Write the material out again in full, word for word. Do not include the pictures.

Rows from a dataset of pages and code
* * *
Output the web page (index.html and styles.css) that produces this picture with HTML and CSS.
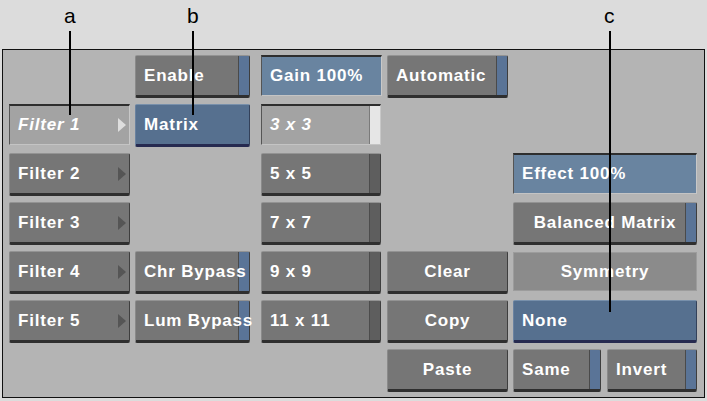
FILE: index.html
```html
<!DOCTYPE html>
<html lang="en">
<head>
  <meta charset="UTF-8">
  <title>Matrix Filter</title>
  <link rel="stylesheet" href="styles.css">
</head>
<body>

  <div id="callouts">
    <span class="tag" id="tagA">a</span>
    <span class="tag" id="tagB">b</span>
    <span class="tag" id="tagC">c</span>
    <div class="leader" id="lineA"></div>
    <div class="leader" id="lineB"></div>
    <div class="leader" id="lineC"></div>
  </div>

  <div id="panel">
    <!-- row 1 -->
    <div></div>
    <div class="btn toggle narrow">Enable</div>
    <div class="field blue">Gain 100%</div>
    <div class="btn toggle">Automatic</div>
    <div></div>

    <!-- row 2 -->
    <div class="field gray italic menu lit">Filter 1</div>
    <div class="btn blue narrow">Matrix</div>
    <div class="field gray italic white-strip">3 x 3</div>
    <div></div>
    <div></div>

    <!-- row 3 -->
    <div class="btn menu">Filter 2</div>
    <div></div>
    <div class="btn dark-strip">5 x 5</div>
    <div></div>
    <div class="field blue">Effect 100%</div>

    <!-- row 4 -->
    <div class="btn menu">Filter 3</div>
    <div></div>
    <div class="btn dark-strip">7 x 7</div>
    <div></div>
    <div class="btn toggle center">Balanced Matrix</div>

    <!-- row 5 -->
    <div class="btn menu">Filter 4</div>
    <div class="btn toggle narrow">Chr Bypass</div>
    <div class="btn dark-strip">9 x 9</div>
    <div class="btn center">Clear</div>
    <div class="label">Symmetry</div>

    <!-- row 6 -->
    <div class="btn menu">Filter 5</div>
    <div class="btn toggle narrow">Lum Bypass</div>
    <div class="btn dark-strip">11 x 11</div>
    <div class="btn center">Copy</div>
    <div class="btn blue">None</div>

    <!-- row 7 -->
    <div></div>
    <div></div>
    <div></div>
    <div class="btn center">Paste</div>
    <div class="pair">
      <div class="btn toggle">Same</div>
      <div class="btn toggle">Invert</div>
    </div>
  </div>

</body>
</html>
```

FILE: styles.css
```css
body {
  margin: 0;
  background: #dcdcdc;
  font-family: "Liberation Sans", Arial, sans-serif;
  width: 707px;
  height: 401px;
  overflow: hidden;
  position: relative;
}

/* callout letters and leader lines drawn over the panel */
#callouts .tag {
  position: absolute;
  top: 4px;
  font-size: 21px;
  color: #000;
  z-index: 2;
}

#tagA { left: 64px; }
#tagB { left: 187px; }
#tagC { left: 604px; }

.leader {
  position: absolute;
  top: 31px;
  width: 2px;
  background: #000;
  z-index: 2;
}

#lineA { left: 69px; height: 84px; }
#lineB { left: 192px; height: 84px; }
#lineC { left: 609px; height: 281px; }

#panel {
  margin: 49px 0 0 2px;
  width: 689px;
  height: 342px;
  border: 1px solid #111;
  background: #b4b4b4;
  padding: 5px 6px 0 6px;
  display: grid;
  grid-template-columns: repeat(4, 121px) 184px;
  grid-template-rows: repeat(7, 43px);
  column-gap: 5px;
  row-gap: 6px;
}

.btn, .field, .label {
  box-sizing: border-box;
  display: flex;
  align-items: center;
  padding-left: 8px;
  color: #fff;
  font-weight: bold;
  font-size: 17px;
  letter-spacing: 0.8px;
  white-space: nowrap;
  position: relative;
}

.btn {
  background: #767676;
  border-top: 1px solid #939393;
  border-left: 1px solid #8a8a8a;
  border-right: 1px solid #3e3e3e;
  border-bottom: 3px solid #2f2f2f;
  border-radius: 2px;
}

.narrow { width: 115px; }

.btn.toggle {
  background: linear-gradient(to left, #5a7497 0 10px, #4a4a4a 10px 11px, #767676 11px);
  border-bottom-color: #2f2f2f;
}

.btn.dark-strip {
  background: linear-gradient(to left, #5e5e5e 0 10px, #4c4c4c 10px 11px, #767676 11px);
  width: 120px;
}

.btn.blue {
  background: #56708f;
  border-top-color: #7890ab;
  border-left-color: #6a82a0;
  border-right-color: #33415a;
  border-bottom-color: #262a50;
}

.center {
  justify-content: center;
  padding-left: 0;
}

.field {
  border-top: 2px solid #2e2e2e;
  border-left: 1px solid #555;
  border-right: 1px solid #c8c8c8;
  border-bottom: 1px solid #c4c4c4;
  height: 41px;
}

.field.blue { background: #6984a0; }
.field.gray { background: #a3a3a3; }

.field.white-strip {
  background: linear-gradient(to left, #e6e6e6 0 10px, #7a7a7a 10px 11px, #a3a3a3 11px);
  width: 120px;
}

.italic {
  font-style: italic;
}

.menu::after {
  content: "";
  position: absolute;
  right: 3px;
  top: 50%;
  margin-top: -7px;
  border-left: 8px solid #555;
  border-top: 7px solid transparent;
  border-bottom: 7px solid transparent;
}

.menu.lit::after {
  border-left-color: #dedede;
}

.label {
  background: #8b8b8b;
  border: 1px solid #9c9c9c;
  justify-content: center;
  padding-left: 0;
  height: 39px;
  margin-top: 1px;
}

.pair {
  display: flex;
  gap: 6px;
}

.pair .btn:first-child { width: 88px; }
.pair .btn:last-child { flex: 1; }
```
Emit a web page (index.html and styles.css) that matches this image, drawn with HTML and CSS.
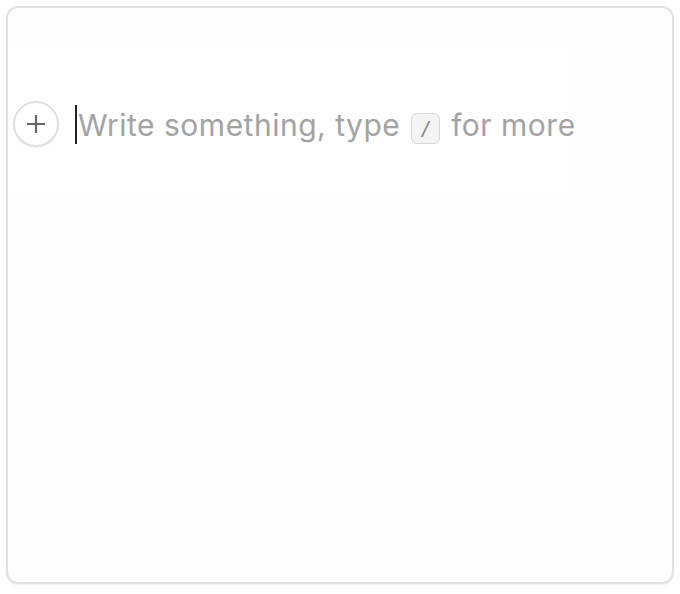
FILE: index.html
```html
<!DOCTYPE html>
<html>
<head>
<meta charset="utf-8">
<link rel="stylesheet" href="styles.css">
</head>
<body>
<div class="card">
  <div class="editor">
    <div class="line">
      <button class="add" aria-label="Add block">
        <svg width="20" height="20" viewBox="0 0 20 20"><path d="M10 1v18M1 10h18" stroke="#666" stroke-width="2.2" fill="none"/></svg>
      </button>
      <div class="text"><span class="caret"></span><span class="ph">Write something, type <kbd class="key">/</kbd> for more</span></div>
    </div>
  </div>
</div>
</body>
</html>
```
FILE: styles.css
```css
html, body { margin: 0; padding: 0; background: #ffffff; }
body { font-family: Inter, "Noto Sans", sans-serif; }
.card {
  margin: 6px;
  height: 574px;
  width: 664px;
  border: 2px solid #e2e2e2;
  border-radius: 12px;
  background: #fdfdfd;
  box-shadow: 0 1px 2px rgba(0,0,0,0.06);
}
.editor {
  margin-top: 37px;
  width: 567px;
  height: 150px;
  background: #fefefe;
  display: flex;
  align-items: center;
}
.line { display: flex; align-items: center; margin-top: 8px; }
.add {
  box-sizing: border-box;
  width: 46px; height: 46px;
  margin-left: 5px;
  border-radius: 50%;
  border: 2px solid #e0e0e0;
  background: #fff;
  display: flex; align-items: center; justify-content: center;
  padding: 0;
  box-shadow: 0 1px 2px rgba(0,0,0,0.05);
}
.add svg { display: block; }
.text { display: flex; align-items: center; margin-left: 16px; }
.caret { width: 2px; height: 39px; background: #222; margin-right: 1px; }
.ph { font-size: 30px; color: #a3a3a3; letter-spacing: 0.5px; white-space: nowrap; line-height: 39px; padding-top: 3px; }
.key {
  display: inline-block;
  overflow: hidden;
  box-sizing: border-box;
  width: 29px; height: 31px;
  border: 1.5px solid #d8d8d8;
  border-radius: 6px;
  background: #f4f4f4;
  font-family: "DejaVu Sans Mono", monospace;
  font-size: 20px;
  letter-spacing: 0;
  line-height: 28px;
  text-align: center;
  color: #8a8a8a;
  vertical-align: -8px;
  margin: 0 2px;
}
```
* * *
■ **Solution below**
Output the web page (index.html and styles.css) that produces this picture with HTML and CSS.
FILE: index.html
```html
<!DOCTYPE html>
<html lang="en">
<head>
  <meta charset="UTF-8">
  <title>Matrix Filter</title>
  <link rel="stylesheet" href="styles.css">
</head>
<body>

  <div id="callouts">
    <span class="tag" id="tagA">a</span>
    <span class="tag" id="tagB">b</span>
    <span class="tag" id="tagC">c</span>
    <div class="leader" id="lineA"></div>
    <div class="leader" id="lineB"></div>
    <div class="leader" id="lineC"></div>
  </div>

  <div id="panel">
    <!-- row 1 -->
    <div></div>
    <div class="btn toggle narrow">Enable</div>
    <div class="field blue">Gain 100%</div>
    <div class="btn toggle">Automatic</div>
    <div></div>

    <!-- row 2 -->
    <div class="field gray italic menu lit">Filter 1</div>
    <div class="btn blue narrow">Matrix</div>
    <div class="field gray italic white-strip">3 x 3</div>
    <div></div>
    <div></div>

    <!-- row 3 -->
    <div class="btn menu">Filter 2</div>
    <div></div>
    <div class="btn dark-strip">5 x 5</div>
    <div></div>
    <div class="field blue">Effect 100%</div>

    <!-- row 4 -->
    <div class="btn menu">Filter 3</div>
    <div></div>
    <div class="btn dark-strip">7 x 7</div>
    <div></div>
    <div class="btn toggle center">Balanced Matrix</div>

    <!-- row 5 -->
    <div class="btn menu">Filter 4</div>
    <div class="btn toggle narrow">Chr Bypass</div>
    <div class="btn dark-strip">9 x 9</div>
    <div class="btn center">Clear</div>
    <div class="label">Symmetry</div>

    <!-- row 6 -->
    <div class="btn menu">Filter 5</div>
    <div class="btn toggle narrow">Lum Bypass</div>
    <div class="btn dark-strip">11 x 11</div>
    <div class="btn center">Copy</div>
    <div class="btn blue">None</div>

    <!-- row 7 -->
    <div></div>
    <div></div>
    <div></div>
    <div class="btn center">Paste</div>
    <div class="pair">
      <div class="btn toggle">Same</div>
      <div class="btn toggle">Invert</div>
    </div>
  </div>

</body>
</html>
```

FILE: styles.css
```css
body {
  margin: 0;
  background: #dcdcdc;
  font-family: "Liberation Sans", Arial, sans-serif;
  width: 707px;
  height: 401px;
  overflow: hidden;
  position: relative;
}

/* callout letters and leader lines drawn over the panel */
#callouts .tag {
  position: absolute;
  top: 4px;
  font-size: 21px;
  color: #000;
  z-index: 2;
}

#tagA { left: 64px; }
#tagB { left: 187px; }
#tagC { left: 604px; }

.leader {
  position: absolute;
  top: 31px;
  width: 2px;
  background: #000;
  z-index: 2;
}

#lineA { left: 69px; height: 84px; }
#lineB { left: 192px; height: 84px; }
#lineC { left: 609px; height: 281px; }

#panel {
  margin: 49px 0 0 2px;
  width: 689px;
  height: 342px;
  border: 1px solid #111;
  background: #b4b4b4;
  padding: 5px 6px 0 6px;
  display: grid;
  grid-template-columns: repeat(4, 121px) 184px;
  grid-template-rows: repeat(7, 43px);
  column-gap: 5px;
  row-gap: 6px;
}

.btn, .field, .label {
  box-sizing: border-box;
  display: flex;
  align-items: center;
  padding-left: 8px;
  color: #fff;
  font-weight: bold;
  font-size: 17px;
  letter-spacing: 0.8px;
  white-space: nowrap;
  position: relative;
}

.btn {
  background: #767676;
  border-top: 1px solid #939393;
  border-left: 1px solid #8a8a8a;
  border-right: 1px solid #3e3e3e;
  border-bottom: 3px solid #2f2f2f;
  border-radius: 2px;
}

.narrow { width: 115px; }

.btn.toggle {
  background: linear-gradient(to left, #5a7497 0 10px, #4a4a4a 10px 11px, #767676 11px);
  border-bottom-color: #2f2f2f;
}

.btn.dark-strip {
  background: linear-gradient(to left, #5e5e5e 0 10px, #4c4c4c 10px 11px, #767676 11px);
  width: 120px;
}

.btn.blue {
  background: #56708f;
  border-top-color: #7890ab;
  border-left-color: #6a82a0;
  border-right-color: #33415a;
  border-bottom-color: #262a50;
}

.center {
  justify-content: center;
  padding-left: 0;
}

.field {
  border-top: 2px solid #2e2e2e;
  border-left: 1px solid #555;
  border-right: 1px solid #c8c8c8;
  border-bottom: 1px solid #c4c4c4;
  height: 41px;
}

.field.blue { background: #6984a0; }
.field.gray { background: #a3a3a3; }

.field.white-strip {
  background: linear-gradient(to left, #e6e6e6 0 10px, #7a7a7a 10px 11px, #a3a3a3 11px);
  width: 120px;
}

.italic {
  font-style: italic;
}

.menu::after {
  content: "";
  position: absolute;
  right: 3px;
  top: 50%;
  margin-top: -7px;
  border-left: 8px solid #555;
  border-top: 7px solid transparent;
  border-bottom: 7px solid transparent;
}

.menu.lit::after {
  border-left-color: #dedede;
}

.label {
  background: #8b8b8b;
  border: 1px solid #9c9c9c;
  justify-content: center;
  padding-left: 0;
  height: 39px;
  margin-top: 1px;
}

.pair {
  display: flex;
  gap: 6px;
}

.pair .btn:first-child { width: 88px; }
.pair .btn:last-child { flex: 1; }
```
Emit a web page (index.html and styles.css) that matches this image, drawn with HTML and CSS.
FILE: index.html
```html
<!DOCTYPE html>
<html>
<head>
<meta charset="utf-8">
<link rel="stylesheet" href="styles.css">
</head>
<body>
<div class="card">
  <div class="editor">
    <div class="line">
      <button class="add" aria-label="Add block">
        <svg width="20" height="20" viewBox="0 0 20 20"><path d="M10 1v18M1 10h18" stroke="#666" stroke-width="2.2" fill="none"/></svg>
      </button>
      <div class="text"><span class="caret"></span><span class="ph">Write something, type <kbd class="key">/</kbd> for more</span></div>
    </div>
  </div>
</div>
</body>
</html>
```
FILE: styles.css
```css
html, body { margin: 0; padding: 0; background: #ffffff; }
body { font-family: Inter, "Noto Sans", sans-serif; }
.card {
  margin: 6px;
  height: 574px;
  width: 664px;
  border: 2px solid #e2e2e2;
  border-radius: 12px;
  background: #fdfdfd;
  box-shadow: 0 1px 2px rgba(0,0,0,0.06);
}
.editor {
  margin-top: 37px;
  width: 567px;
  height: 150px;
  background: #fefefe;
  display: flex;
  align-items: center;
}
.line { display: flex; align-items: center; margin-top: 8px; }
.add {
  box-sizing: border-box;
  width: 46px; height: 46px;
  margin-left: 5px;
  border-radius: 50%;
  border: 2px solid #e0e0e0;
  background: #fff;
  display: flex; align-items: center; justify-content: center;
  padding: 0;
  box-shadow: 0 1px 2px rgba(0,0,0,0.05);
}
.add svg { display: block; }
.text { display: flex; align-items: center; margin-left: 16px; }
.caret { width: 2px; height: 39px; background: #222; margin-right: 1px; }
.ph { font-size: 30px; color: #a3a3a3; letter-spacing: 0.5px; white-space: nowrap; line-height: 39px; padding-top: 3px; }
.key {
  display: inline-block;
  overflow: hidden;
  box-sizing: border-box;
  width: 29px; height: 31px;
  border: 1.5px solid #d8d8d8;
  border-radius: 6px;
  background: #f4f4f4;
  font-family: "DejaVu Sans Mono", monospace;
  font-size: 20px;
  letter-spacing: 0;
  line-height: 28px;
  text-align: center;
  color: #8a8a8a;
  vertical-align: -8px;
  margin: 0 2px;
}
```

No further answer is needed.